Thankfully, the long-term trend in delayed transfers of care has been reducing. Official statistics show that in 2008 on average just under 5,330 patients per day faced a delay in any one month. By 2012, this had dropped to just under 3,990 – a decrease of 5 per cent compared to the year before.
However, many of the NHS finance directors we surveyed last December for our quarterly monitoring report said that delayed transfers of care were a key concern for their organisation. Asked directly if delays had got worse over the last year, 63 per cent said they had.
So what might explain this contrast between the official statistics on patient delays and finance directors' views?
One answer could be that our survey is not representative of finance directors as a whole. Yet complementing our survey is one from the NHS Confederation which found that, of the chief executives and chairs who reported an impact on their services over the last year due to a shortfall in local authority spending, 92 per cent reported an increase in delayed discharges from hospital.
It would appear that, representative of the whole service or not, these surveys are picking up some concern on this particular issue.
Another explanation for the fact that the service-level view of delayed transfers doesn’t correspond to the official statistics is that the official statistics don’t take into account regional variation. National figures can mask wide variation at local levels. For example, a Health Service Journal analysis of Department of Health data on delayed transfers found that half of all delays were recorded in a quarter of local authority areas.
Furthermore, 12 local authority areas (out of 154) had rates of delayed days more than double the national median.
More interpretation of the data is required, but we are not helped by the way in which the data is collected. There are two main metrics in the official delayed transfers data: the number of patients delayed and the total number of days delayed. But these two metrics are measured using different methodologies.
The number of patients delayed is counted using a census on the last Thursday of every month – meaning it only counts patients delayed at that one point in time – whereas the number of delayed days is a total of all days that patients were delayed in the month, including patients that were not counted in the census.
It would be more useful to have a record of the number of delayed days for each patient across the whole month.

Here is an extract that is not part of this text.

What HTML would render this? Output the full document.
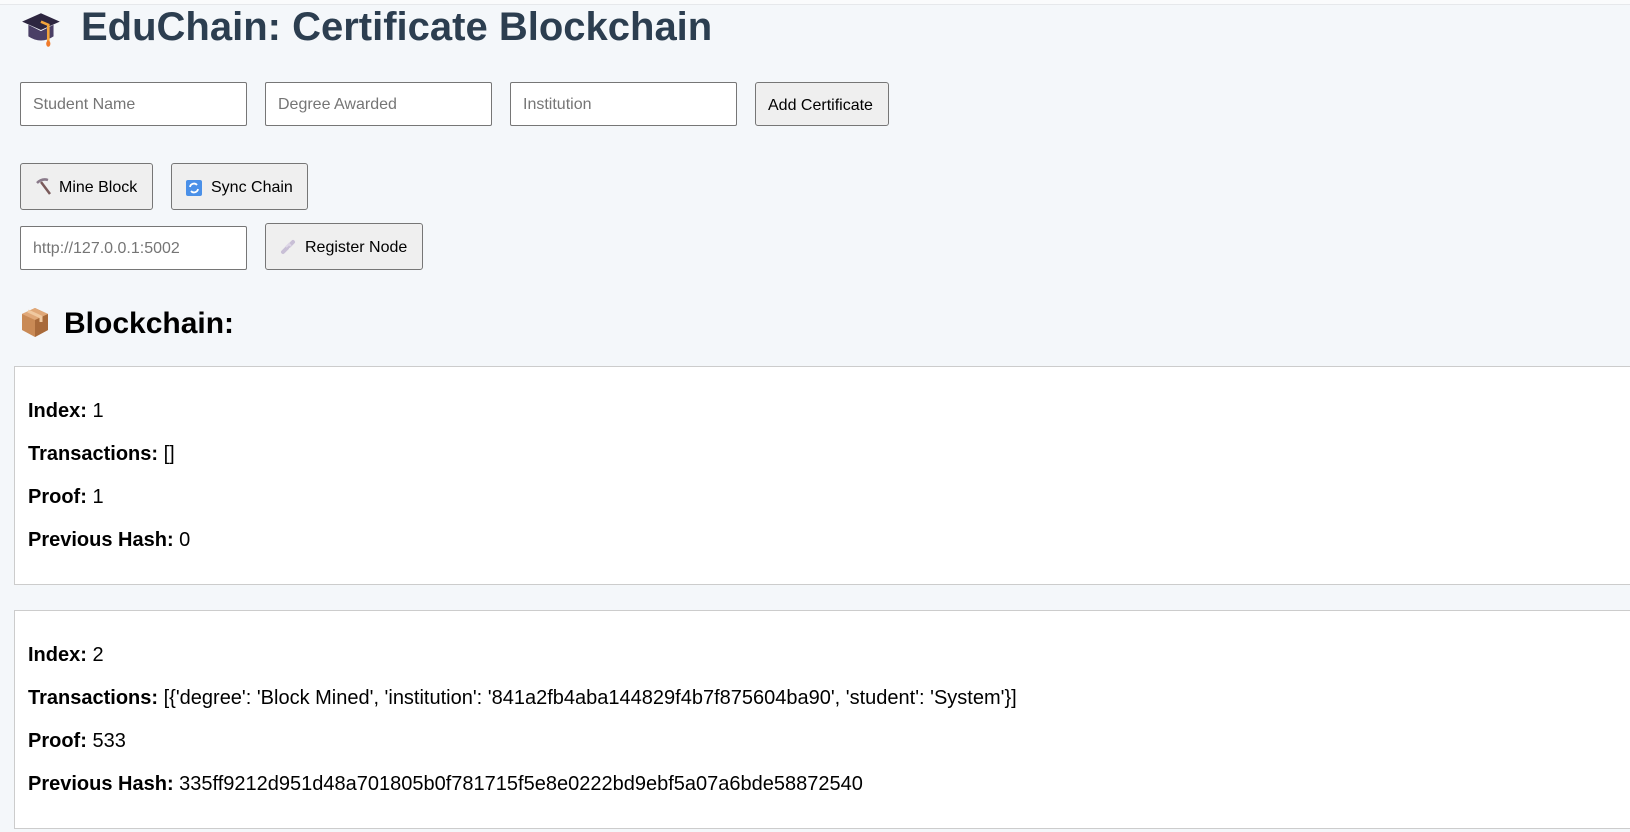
<!DOCTYPE html>
<html><head><meta charset="utf-8"><style>
*{box-sizing:border-box;margin:0;padding:0}
body{width:1630px;height:832px;overflow:hidden;background:#f4f7fa;font-family:"Liberation Sans",Arial,sans-serif;position:relative;color:#000}
.topline{position:absolute;left:0;top:0;width:1630px;height:5px;background:#fafbfc;border-bottom:1px solid #e6e8eb}
.abs{position:absolute}
h1{position:absolute;left:81px;top:4px;font-size:40px;font-weight:bold;color:#2c3e50;white-space:nowrap;line-height:46px}
.inp{position:absolute;height:44px;width:227px;background:#fff;border:1px solid #767676;border-radius:2px;font-size:16px;color:#757575;padding-left:12px;line-height:44px}
.btn{position:absolute;background:#efefef;border:1px solid #767676;border-radius:3px;font-size:16px;color:#000;line-height:48px;white-space:nowrap}
h2{position:absolute;left:64px;top:304px;font-size:30px;font-weight:bold;line-height:40px}
.blk{position:absolute;left:14px;width:1700px;height:219px;background:#fff;border:1px solid #ccc}
.blk p{position:absolute;left:13px;font-size:20px;line-height:24px;white-space:nowrap}
</style></head><body>
<div class="topline"></div>
<svg class="abs" style="left:20px;top:9px" width="44" height="40" viewBox="0 0 42 36">
<path d="M2 11 L20 3 L38 11 L20 19Z" fill="#2d2640"/>
<path d="M8 14 L8 25 Q20 33 32 25 L32 14 L20 20Z" fill="#4a3f66"/>
<path d="M20 11 L27 14 L27 30" stroke="#f2a33a" stroke-width="2.5" fill="none"/>
<ellipse cx="27" cy="32" rx="2" ry="3" fill="#f07a2a"/>
</svg>
<h1>EduChain: Certificate Blockchain</h1>
<div class="inp" style="left:20px;top:82px">Student Name</div>
<div class="inp" style="left:265px;top:82px">Degree Awarded</div>
<div class="inp" style="left:510px;top:82px">Institution</div>
<div class="btn" style="left:755px;top:82px;width:134px;height:44px;line-height:45px;padding-left:12px">Add Certificate</div>
<div class="btn" style="left:20px;top:163px;width:133px;height:47px;padding-left:38px">Mine Block</div>
<svg class="abs" style="left:34px;top:178px" width="18" height="18" viewBox="0 0 18 18"><path d="M3 5 Q8 0 14 2" stroke="#8a7a8a" stroke-width="2.5" fill="none"/><path d="M7 4 L16 16" stroke="#7a5a5a" stroke-width="2.5"/></svg>
<div class="btn" style="left:171px;top:163px;width:137px;height:47px;padding-left:39px">Sync Chain</div>
<svg class="abs" style="left:185px;top:179px" width="18" height="18" viewBox="0 0 18 18"><rect x="1" y="1" width="16" height="16" rx="2" fill="#4a90e8"/><path d="M5 8 A4 4 0 0 1 12 6 M13 10 A4 4 0 0 1 6 12" stroke="#fff" stroke-width="1.8" fill="none"/></svg>
<div class="inp" style="left:20px;top:226px;height:44px">http://127.0.0.1:5002</div>
<div class="btn" style="left:265px;top:223px;width:158px;height:47px;padding-left:39px">Register Node</div>
<svg class="abs" style="left:279px;top:238px" width="18" height="18" viewBox="0 0 18 18"><path d="M4 14 L8 10 M10 8 L14 4" stroke="#c8bfd6" stroke-width="4" stroke-linecap="round" fill="none"/><path d="M7 9 L10 6 L12 8" stroke="#ddd6e6" stroke-width="2" fill="none"/></svg>
<svg class="abs" style="left:20px;top:306px" width="30" height="32" viewBox="0 0 30 32"><path d="M2 8 L15 2 L28 8 L28 24 L15 31 L2 24Z" fill="#c98a55"/><path d="M2 8 L15 14 L28 8 L15 2Z" fill="#e0a878"/><path d="M15 14 L15 31 L28 24 L28 8Z" fill="#a86a3a"/><path d="M8 5 L21 11 L21 16" stroke="#f0c9a0" stroke-width="3" fill="none"/></svg>
<h2>Blockchain:</h2>
<div class="blk" style="top:366px">
<p style="top:32px"><b>Index:</b> 1</p>
<p style="top:75px"><b>Transactions:</b> []</p>
<p style="top:118px"><b>Proof:</b> 1</p>
<p style="top:161px"><b>Previous Hash:</b> 0</p>
</div>
<div class="blk" style="top:610px">
<p style="top:32px"><b>Index:</b> 2</p>
<p style="top:75px"><b>Transactions:</b> [{'degree': 'Block Mined', 'institution': '841a2fb4aba144829f4b7f875604ba90', 'student': 'System'}]</p>
<p style="top:118px"><b>Proof:</b> 533</p>
<p style="top:161px"><b>Previous Hash:</b> 335ff9212d951d48a701805b0f781715f5e8e0222bd9ebf5a07a6bde58872540</p>
</div>
</body></html>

This data is likely to be collected locally and producing these numbers nationally would allow us to see where bottlenecks are (in which regions and where in the system). The numbers could also be used for regional profiling, benchmarking and highlighting best practice.
We also don't know which patients are facing delays in their care but, again, this would be useful information to have. More information on the patients' characteristics, such as their age and details of their conditions and intended management of care would help us identify what needs are not being met.
With hospitals facing increasing pressure on beds and a fresh focus on quality of services – while purse strings are tightened even further – it seems certain that delayed discharges will remain an important issue facing hospitals.
Our quarterly monitoring report calls for further investigation into the dissonance between the official statistics and the views of finance directors. Until we can add more insight and evidence, it's likely the disparity – not to mention pressure on the system – will remain.